Reese is critical to the plot, but in doing so, creates a flaw in the timeline. Reese is John Connor’s father. Without him, Connor (Christian Bale), the leader of the human resistance, wouldn’t exist. The machines track down Reese and capture him to lure Connor into the Skynet. Why not kill Reese the moment he’s captured? Why give John Connor the chance to infiltrate Skynet at all? Wouldn’t killing Reese eliminate Connor from the timeline?
Salvation’s future storyline opens with a complex action sequence, one that fails to explain characters or motivations, but hey, stuff blows up. That becomes an attitude that dominates the entire movie. It is a confusing start, although it does lead to an impressive shot of a helicopter crash that lasts a minute or two without an edit.
Fan service, from musical choices to one-liners, are everywhere. Yes, a digital Arnold does make an appearance in an overdone introduction usually reserved for rock stars on a concert stage, but it is admittedly worth a smile. Sadly, Danny Elfman’s score is sorely lacking, failing to deliver the themes fans expect or create new ones that are equally memorable.
Co-writers John Brancato and Michael Ferris helmed Terminator 3, although it is important to note they also gave the world Catwoman. Their contributions to the series have been little, and their concept of a machine who is still partially human leads to nothing other than a groan-inducing ending that stretches even Terminator believability.
There’s an issue with the war feeling small scale as well. While the resistance is scattered, they still have aircraft and vehicles to spare. All of the battles seem contained between a few humans and a handful of machines. Where is the intense stand off pitting numerous human soldiers against a machine armada? If you’re going to show the war for the first time, do not skirt the issue.
The latter is yet another issue with the film that questions why this story needed to be told. This is a side story, one better suited to TV or a mini-series on Fox. In fact, plotlines such as this would have been perfect if TV series Sarah Connor Chronicles was not cancelled. No, the massive $200 million fireworks wouldn’t be there, but they don’t need to be in the first place.
Warner delivers an inconsistent but typically outstanding VC-1 encode for this fourth sequel. Initial moments are filled with remarkable, top-tier detail. Fantastic facial definition reveals individual stubble, depth-filling textures, and clearly resolved pores. The generally muted color palette does not dim the impact of countless scenes, with thick black levels maintaining dimensionality, faltering in only one scene around the 27-minute mark as Marcus walks into Reese’s camp. Flesh tones, despite the palette, remain accurate.
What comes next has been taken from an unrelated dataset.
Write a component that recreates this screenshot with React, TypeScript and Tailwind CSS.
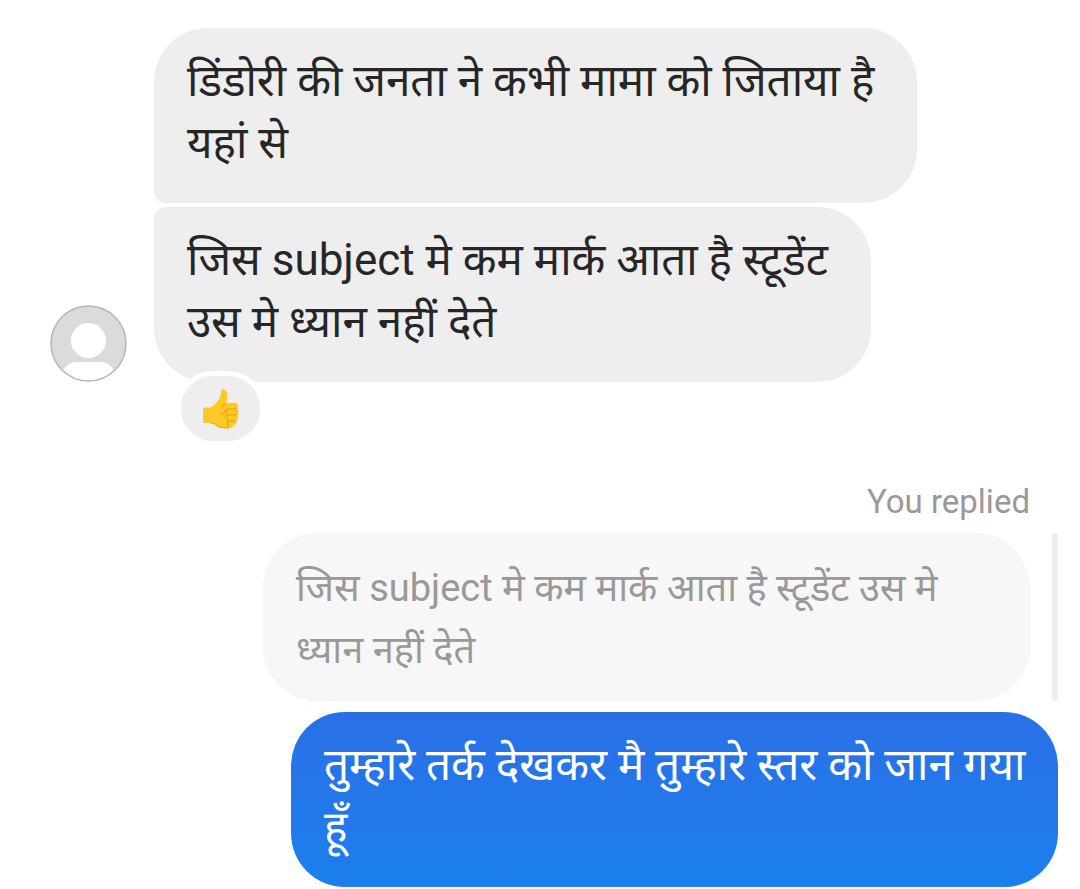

Unfortunately, Salvation dips in spots, significantly so the first time around the 33-minute marker. Faces are suddenly flat, and sharpness takes a hit. Some rather significant artifacting is notable at the 46 minutes, a shot from above as Marcus is getting out of the water. Noise is prevalent on multiple effect shots, particularly bothersome against the computer screens in the sub. Overall, these are quick-to-pass issues, but enough to drop it from perfection.
Thankfully, a powerful, booming DTS-HD mix does not, in anyway, disappoint. This is a loud, aggressive track, one with a constant stream of bullets and bass. The highlight is the giant Harvester bot sequence, its thundering footsteps setting off a storm of bass that is unquestionably clean and forceful. Lasers and bullets begin flying through the rear channels, while the spacious fronts are incredibly precise.
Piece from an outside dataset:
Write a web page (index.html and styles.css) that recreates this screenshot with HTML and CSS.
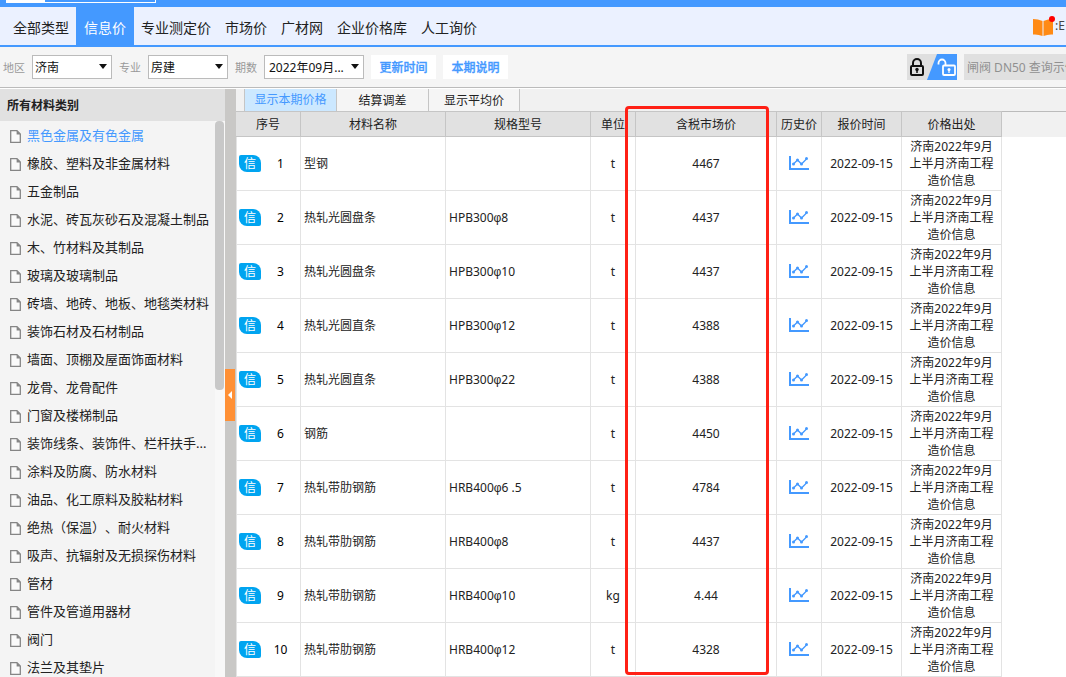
FILE: index.html
```html
<!DOCTYPE html>
<html lang="zh-CN">
<head>
<meta charset="utf-8">
<title>信息价</title>
<link rel="stylesheet" href="styles.css">
</head>
<body>
<svg class="defs" aria-hidden="true">
  <symbol id="page" viewBox="0 0 11 13"><path d="M.7 .7H7L10.3 4V12.3H.7Z" fill="#fafafa" stroke="#858585" stroke-width="1.3"/><path d="M6.6 .7V4.4H10.3Z" fill="#858585"/></symbol>
  <symbol id="chart" viewBox="0 0 20 15"><path d="M1 0V13H20" fill="none" stroke="#49f" stroke-width="2"/><path d="M4.500 8L8.500 4L12.500 8L17.500 3" fill="none" stroke="#49f" stroke-width="1.300"/><g fill="#49f"><circle cx="4.500" cy="8" r="1.500"/><circle cx="8.500" cy="4" r="1.500"/><circle cx="12.500" cy="8" r="1.500"/><circle cx="17.500" cy="2.500" r="1.500"/></g></symbol>
</svg>
<div class="app">
  <div class="topbar"><div class="topbar-box"></div></div>
  <nav class="nav">
    <a href="#">全部类型</a>
    <a href="#" class="active">信息价</a>
    <a href="#">专业测定价</a>
    <a href="#">市场价</a>
    <a href="#">广材网</a>
    <a href="#">企业价格库</a>
    <a href="#">人工询价</a>
    <div class="guide">
      <svg class="book" viewBox="0 0 22 21" aria-hidden="true"><path d="M0 3Q5 3 9.500 5V20Q5 18 0 18.500ZM10.500 5Q15 3 20 3V18.500Q15 18 10.500 20Z" fill="#ff8a14"/><circle cx="19" cy="3" r="3" fill="#f00"/></svg>
      <span>:E</span>
    </div>
  </nav>
  <form class="filters">
    <label for="area">地区</label>
    <div class="pick"><select id="area"><option>济南</option></select></div>
    <label for="major">专业</label>
    <div class="pick"><select id="major"><option>房建</option></select></div>
    <label for="period">期数</label>
    <div class="pick pick-wide"><select id="period"><option>2022年09月...</option></select></div>
    <button type="button" class="action">更新时间</button>
    <button type="button" class="action">本期说明</button>
    <button type="button" class="lock" aria-label="锁定">
      <svg viewBox="0 0 50 26" aria-hidden="true">
        <path d="M30 0H50V26H20Z" fill="#49f"/>
        <rect x="4" y="12" width="12" height="9" rx="1" fill="none" stroke="#111" stroke-width="2"/>
        <path d="M6 12V9a4 4 0 0 1 8 0V12" fill="none" stroke="#111" stroke-width="2"/>
        <path d="M10 15V19" stroke="#111" stroke-width="1.500"/><circle cx="10" cy="15.500" r="1.700" fill="#111"/>
        <rect x="36" y="11.500" width="12" height="9.500" rx="1" fill="none" stroke="#fff" stroke-width="1.800"/>
        <path d="M31.500 10.500V9a3.500 3.500 0 0 1 7 0V11.500" fill="none" stroke="#fff" stroke-width="1.800"/>
        <path d="M42 15V19" stroke="#fff" stroke-width="1.200"/><circle cx="42" cy="15.500" r="1.500" fill="#fff"/>
      </svg>
    </button>
    <input class="search" type="text" placeholder="闸阀 DN50 查询示例" aria-label="查询">
  </form>
  <div class="body">
    <aside class="side">
      <h2>所有材料类别</h2>
      <div class="side-body">
        <ul class="cats" id="cats"></ul>
        <div class="track"><div class="thumb"></div></div>
      </div>
    </aside>
    <div class="split"><button type="button" aria-label="收起"></button></div>
    <main class="main">
      <div class="tabs">
        <button type="button" class="on">显示本期价格</button>
        <button type="button">结算调差</button>
        <button type="button">显示平均价</button>
      </div>
      <div class="grid">
        <table>
          <colgroup><col class="c-no"><col class="c-name"><col class="c-name"><col class="c-unit"><col class="c-price"><col class="c-unit"><col class="c-date"><col class="c-src"></colgroup>
          <thead><tr><th>序号</th><th>材料名称</th><th>规格型号</th><th>单位</th><th>含税市场价</th><th>历史价</th><th>报价时间</th><th>价格出处</th></tr></thead>
          <tbody id="rows"></tbody>
        </table>
      </div>
      <div class="mark"></div>
    </main>
  </div>
</div>
<script src="app.js"></script>
</body>
</html>
```
FILE: app.js
```js
const cats = ['黑色金属及有色金属', '橡胶、塑料及非金属材料', '五金制品', '水泥、砖瓦灰砂石及混凝土制品', '木、竹材料及其制品', '玻璃及玻璃制品', '砖墙、地砖、地板、地毯类材料', '装饰石材及石材制品', '墙面、顶棚及屋面饰面材料', '龙骨、龙骨配件', '门窗及楼梯制品', '装饰线条、装饰件、栏杆扶手...', '涂料及防腐、防水材料', '油品、化工原料及胶粘材料', '绝热（保温）、耐火材料', '吸声、抗辐射及无损探伤材料', '管材', '管件及管道用器材', '阀门', '法兰及其垫片'];
document.getElementById('cats').innerHTML = cats.map((c, i) =>
  `<li><a href="#"${i ? '' : ' class="current"'}><svg class="page" aria-hidden="true"><use href="#page"/></svg>${c}</a></li>`).join('');

const rows = [
  ['型钢', '', 't', '4467'],
  ['热轧光圆盘条', 'HPB300φ8', 't', '4437'],
  ['热轧光圆盘条', 'HPB300φ10', 't', '4437'],
  ['热轧光圆直条', 'HPB300φ12', 't', '4388'],
  ['热轧光圆直条', 'HPB300φ22', 't', '4388'],
  ['钢筋', '', 't', '4450'],
  ['热轧带肋钢筋', 'HRB400φ6 .5', 't', '4784'],
  ['热轧带肋钢筋', 'HRB400φ8', 't', '4437'],
  ['热轧带肋钢筋', 'HRB400φ10', 'kg', '4.44'],
  ['热轧带肋钢筋', 'HRB400φ12', 't', '4328']
];
const phi = s => s.replace('φ', '<span class="phi">φ</span>');
document.getElementById('rows').innerHTML = rows.map(([name, spec, unit, price], i) =>
  `<tr><td><div class="no"><span class="badge">信</span><span class="num">${i + 1}</span></div></td><td class="left">${name}</td><td class="left">${phi(spec)}</td><td>${unit}</td><td>${price}</td><td><svg class="chart" aria-hidden="true"><use href="#chart"/></svg></td><td>2022-09-15</td><td>济南2022年9月<br>上半月济南工程<br>造价信息</td></tr>`).join('');
```
FILE: styles.css
```css
* { box-sizing: border-box; }
body { margin: 0; font: 12px/17px "Noto Sans", "Noto Sans CJK SC", sans-serif; color: #222; background: #fff; }
button, select, input { font: inherit; color: inherit; border: 0; margin: 0; padding: 0; border-radius: 0; }
a { color: inherit; text-decoration: none; }
.defs { display: none; }
.app { display: flex; flex-direction: column; height: 100vh; overflow: hidden; }

.topbar { flex: none; height: 7px; padding-left: 6px; background: #49f; }
.topbar-box { width: 150px; height: 3px; border: solid #fff; border-width: 0 1px 1px 39px; }

.nav { flex: none; display: flex; height: 40px; padding-left: 6px; background: #ebf1ff; border-bottom: 2px solid #49f; font-size: 14px; line-height: 42px; white-space: nowrap; overflow: hidden; }
.nav a { padding: 0 7px; }
.nav a.active { padding: 0 8px; background: #49f; color: #fff; }
.guide { display: flex; margin-left: auto; padding-right: 1px; }
.guide span { font-size: 12px; line-height: 38px; color: #444; }
.book { flex: none; width: 22px; height: 21px; margin-top: 9px; }

.filters { flex: none; display: flex; align-items: center; height: 41px; padding-left: 3px; background: #f5f5f5; border-bottom: 1px solid #bbb; overflow: hidden; }
.filters label { flex: none; width: 29px; color: #999; font-size: 11px; }
.pick { flex: none; position: relative; width: 80px; height: 24px; margin-right: 7px; }
.pick-wide { width: 100px; }
.pick select { width: 100%; height: 100%; padding: 0 2px; background: #fff; border: 1px solid #bbb; appearance: none; color: #111; }
.pick-wide select { padding-left: 4px; }
.pick::after { content: ""; position: absolute; right: 5px; top: 9px; border: solid transparent; border-width: 5px 4px 0; border-top-color: #111; pointer-events: none; }
.action { flex: none; width: 65px; height: 24px; margin-right: 7px; background: #fff; color: #49f; font-weight: 500; -webkit-text-stroke: 0.3px #49f; }
.lock { flex: none; width: 50px; height: 26px; margin: 0 7px 0 auto; background: #dfdfdf; }
.lock svg { display: block; width: 50px; height: 26px; }
.search { flex: none; width: 102px; height: 26px; padding-left: 3px; background: #e0e0e0; }
.search::placeholder { color: #909090; opacity: 1; }

.body { flex: 1; display: flex; min-height: 0; padding-top: 1px; }
.side { flex: none; display: flex; flex-direction: column; width: 225px; background: #f4f4f4; }
.side h2 { flex: none; margin: 0; padding: 0 7px; height: 32px; background: #e1e1e1; font-size: 12px; line-height: 33px; font-weight: 700; }
.side-body { flex: 1; display: flex; min-height: 0; }
.cats { flex: 1; margin: 0; padding: 0 0 0 10px; list-style: none; overflow: hidden; font-size: 13px; line-height: 28px; white-space: nowrap; text-spacing-trim: space-all; }
.cats a { display: flex; align-items: center; height: 28px; }
.cats a.current { color: #49f; }
.page { flex: none; width: 11px; height: 13px; margin: 3px 6px 0 0; }
.track { width: 10px; background: #f8f8f8; }
.thumb { width: 9px; height: 269px; background: #c8c8c8; border-radius: 4px; }
.split { flex: none; display: flex; align-items: flex-start; width: 11px; background: #c9c8c6; }
.split button { display: grid; place-items: center; width: 10px; height: 52px; margin-top: 280px; background: #ff9035; }
.split button::after { content: ""; border: solid transparent; border-width: 4px 4px 4px 0; border-right-color: #fff; }

.main { flex: 1; position: relative; display: flex; flex-direction: column; min-width: 0; }
.tabs { flex: none; display: flex; height: 22px; padding-left: 8px; background: #f1f1f1; }
.tabs button { width: 91px; padding-top: 2px; background: #f5f5f5; border-right: 1px solid #c5c5c5; line-height: 20px; }
.tabs .on { width: 93px; padding-top: 0; background: #cce8ff; color: #49f; border-left: 1px solid #c5c5c5; line-height: 22px; }
.tabs button + button { width: 92px; }
.tabs button:last-child { width: 91px; }
.grid { flex: 1; min-height: 0; overflow: hidden; background: linear-gradient(#bbb 1px, #f1f1f1 1px, #f1f1f1 26px, #fff 26px); }
table { width: 766px; table-layout: fixed; border-collapse: separate; border-spacing: 0; }
.c-no { width: 65px; }
.c-name { width: 145px; }
.c-unit { width: 45px; }
.c-price { width: 141px; }
.c-date { width: 80px; }
.c-src { width: 100px; }
th { height: 26px; padding: 0; border: solid #c5c5c5; border-width: 1px 1px 1px 0; background: #e1e1e1; font-weight: 400; white-space: nowrap; }
td { height: 54px; padding: 0; border: solid #e3e3e3; border-width: 0 1px 1px 0; text-align: center; color: #222; white-space: nowrap; }
td:first-child { border-left: 1px solid #e3e3e3; }
td.left { padding-left: 3px; text-align: left; }
.phi { font-family: "Liberation Sans", sans-serif; }
.no { display: flex; align-items: center; padding-left: 2px; }
.badge { width: 22px; height: 17px; background: #00a4f0; color: #fff; border-radius: 2px 8px 2px 8px; line-height: 17px; }
.num { flex: 1; color: #000; }
.chart { display: block; width: 20px; height: 15px; margin: 0 auto; }
.mark { position: absolute; left: 389px; top: 17px; width: 144px; height: 569px; border: 3px solid #ff2015; border-radius: 4px; pointer-events: none; }
```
Ambient noise is exceptional, making the finale inside the Terminator factory a treat. Hissing pipes and sparks reach all areas of the soundfield, and rain is captured beautifully, a surround effect that is accurately pure. Engines roar and punches are brutal. This is an engaging presentation.
Split across three discs, Salvation contains the theatrical and slightly extended R-rated director’s cut, which should have been released to theaters. The third disc is a digital copy.
The theatrical version contains the best stuff, including Maximum Movie Mode which lets director McG walk onto the film to pause and discuss specific moments. Timelines, storyboards, and more are brought up. This also extends the running time about 10 minutes. “Focus Points” is a section of the disc that houses brief featurettes, 10 of them in total, all between two and three minutes each. These focus mostly on effects, with plenty of miniature footage.
Reforging the Future is a 19-minute feature that discusses McG’s vision, although it carries that blatant congratulatory tone that does nothing for the viewer. The MotoTerminator seems to be included just so Ducati could get some free advertising, focusing on the creation of these new SkyNet threats. The R-rated edition has BD-Live connectivity, which will be used for a live chat with McG December 5th.